El humanismo tuvo su origen contra el capricho desencadenado de falsas teorías que consideraban el derrumbamiento del mito como el final de toda autoridad e interpretaban la afirmación de que “el hombre es la media de todos los valores” en el sentido del subjetivismo radical.
El descubrimiento del Espíritu objetivo significó originalmente para los griegos, el descubrimiento de la autoridad divina que daba al individuo su ley.
Sus leyes dan al universo su unidad y su orden. Al tiempo que indican al individuo y a la comunidad humana el camino que conduce al estado en el que el verdadero ser encuentra su realización; o sea, lo que los griegos llegaron a denominar “eudaimonía”.
Así como la naturaleza material es transformada en cosmos por el espíritu, así el humano y la comunidad deben hallar su verdadera forma según las leyes del espíritu, la verdad, el bien, la libertad y la autonomía.

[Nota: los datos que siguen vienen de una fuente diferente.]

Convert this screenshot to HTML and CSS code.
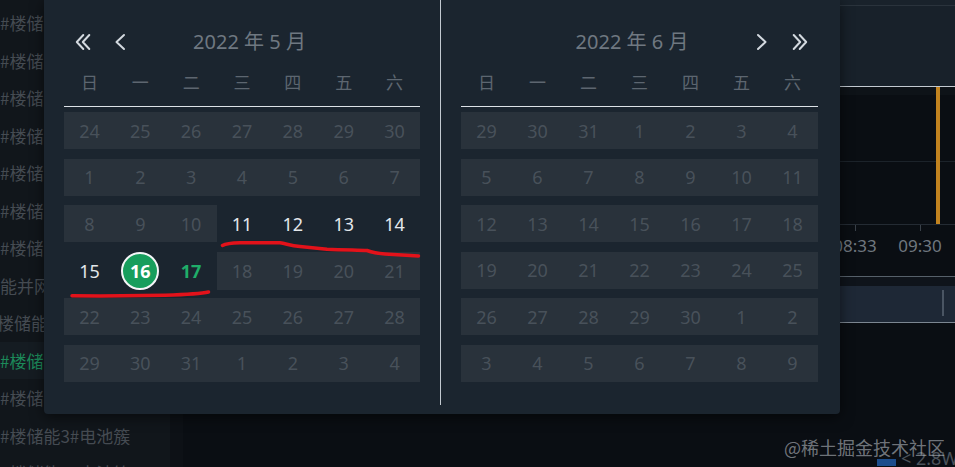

Pero la libertad y la autonomía no liberan al hombre de toda norma trascendente, ni le dan libre curso a sus caprichos subjetivos. Sería como autorizarlo a hacer únicamente aquello a lo que le empujan el placer y la pasión del momento.
La libertad auténtica se entiende como la independencia respecto de todo aquello que motiva a los seres humanos. Es la libertad de quienes dominan las motivaciones que les asaltan, y por tanto, sólo es posible cuando la acción está determinada por un motivo que trasciende todos los instantes; es decir, por una ley, por una norma.
Entendiendo la libertad como la obediencia a una ley reconocida como verdadera y legítima, y por lo tanto aceptada. La que los seres humanos sienten como la ley de su propio ser. Como la ley del espíritu. Y esa libre obediencia o libertad es precisamente lo que podría denominarse como autonomía.
Pero la autonomía no es en modo alguno la “autosoberanía” del hombre que no conoce ninguna compulsión superior.
Precisamente frente a todo esto, el humanismo y el cristianismo se aliaron. Ambos están unidos en la fe de la posibilidad de un conocimiento objetivo de la verdad. En la fe de la validez de las normas morales y éticas. Y por consiguiente, en la idea de un derecho determinado por la justicia.
Están unidos en la fe de un mundo espiritual invisible. Que está más allá del mundo cotidiano. Pero también en la convicción de que el hombre forma parte, según su esencia, de ese mundo espiritual y no satisface el sentido de su vida más que si ese mundo trascendente determina su voluntad y sus actos.
El humanismo y el cristianismo concuerdan en la convicción de que el hombre es una persona; es decir, un ser humano que lleva en sí su sentido y su valor, y cuya vida no se agota en los menesteres de la vida practica, corporal, económica o política. Ni es prisionero de esos fines terrenales o materiales.
Su valor está por encima de lo que algunos podrían considerar utilidad práctica. El humanismo busca la autoridad y la halla en el Espíritu.